I disagree. One of my biggest gripes about the iPad is its lack of support for the very device Dan Ackerman seems enthusiastic about shoveling dirt on the coffin of — the mouse. Even with an external keyboard, you still have to poke around on the too-easily-smeared-with-finger-grease touchscreen for pointing, clicking, and dragging, the body-English associated with which, even when the iPad is mounted on a stand or dock, can most charitably be described as awkward and non-intuitive, involving reaching past the keyboard at a clumsy angle.

Touchpads a Touchscreen Trojan Horse?

Ackerman, suggests that multitouch touchpads have served as a Trojan Horse for touchscreens for some years now, with laptops outselling desktop PCs and the portables’ ubiquitous touchpads acclimating people to touch control, Apple again leading the way, incorporating multitouch gestures into its oversized trackpads, observing that nowadays it’s hard to find a laptop touchpad that doesn’t support some kind of swiping, zooming, or flipping with two or more fingers.

Well, yes, but…I’m a dyed-in-the-wool laptop computer aficionado, and I own an aluminum unibody MacBook that supports Apple’s latest gesture-supporting multitouch trackpad technology, but guess what? I virtually never make use of it, with my MacBook spending most of its runtime mounted on a stand hooked up to an external keyboard, and not only one conventional mouse, but also a rollerbar, a foot mouse, and from time to time trackballs, freestanding touchpads, or a graphics tablet — all input modes that appeal to me a great deal more than pawing the display screen.

Even on my other laptops that I use in mobile mode, I almost always hook up an external mouse if I’m going to be using the machine for more than a few minutes at a time, and I always carry a mouse in my laptop case or backpack.

Touch Migrating Beyond Tablets and Smartphones

Ackerman concedes that the laptop-to-iPad comparison may not be a one-to-one match, and that the tablet device is not a fully workable replacement for even a netbook for on-the-go computing, but remains adamant that icon-driven touch interfaces will continue to migrate into more-traditional laptops and netbooks, with OS desktop interfaces increasingly presented in a manner supporting different input methods, such as touch, instead of being primarily mouse-driven.
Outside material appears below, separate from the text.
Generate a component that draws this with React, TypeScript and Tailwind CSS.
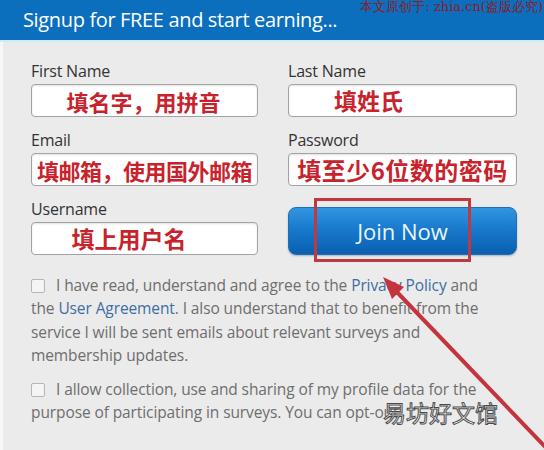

That view is, regrettably, corroborated by a recent Gartner Group report that predicts more than 50 percent of PCs purchased for users under the age of 15 will have touchscreens by 2015. “What we’re going to see is the younger generation beginning to use touchscreen computers ahead of enterprises,” comments Leslie Fiering, Gartner research vice president. “By 2015, we expect more than 50 percent of PCs purchased for users under the age of 15 will have touchscreens, up from fewer than 2 percent in 2009.”

Schism Developing Between Touch Aficionados and Professional Traditionalists

However, Gartner also perceives a developing schism between younger consumer users and serious workers in the enterprise, projecting that fewer than 10 percent of PCs sold to enterprises for mainstream knowledge workers in 2015 will have touchscreens.
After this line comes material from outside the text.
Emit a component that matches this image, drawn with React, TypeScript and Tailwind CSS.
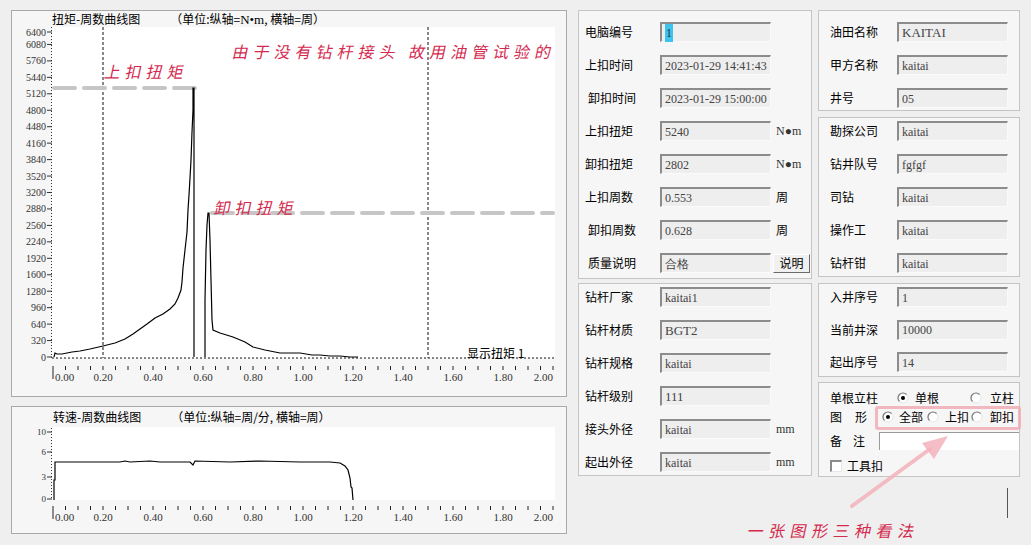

Gartner predicts the overwhelming majority of slate, tablet and touch-enabled convertible devices planned for 2010 will have a consumer focus, and that resistance to touch-enabled devices’ adoption by serious workers in the enterprise can be attributed to heavy requirements for typing and text input, the “muscle memory” of mouse users, and the potential problems of moving a user’s hands from the keyboard to the touchscreen creating particular adoption barriers for knowledge workers. It will be consumers and education users who will form the preponderance of earliest adopters for touch-enabled PCs and notebooks.

“As with many recent technology advances, touch adoption will be led by consumers and only gradually get accepted by the enterprise,” says Ms. Fiering. “What will be different here is the expected widespread adoption of touch by education, so that an entire generation will graduate within the next 10 to 15 years for whom touch input is totally natural.”

Even Dan Ackerman admits computer mice are not going to disappear overnight, despite the premature obituary in his column’s title, but he still contends that like New York Times obits for aging celebrities, the computer mouse has already been written and filed away, and it may not be that long before it gets to run. I suggest and hope it will be a good long time yet before that becomes necessary.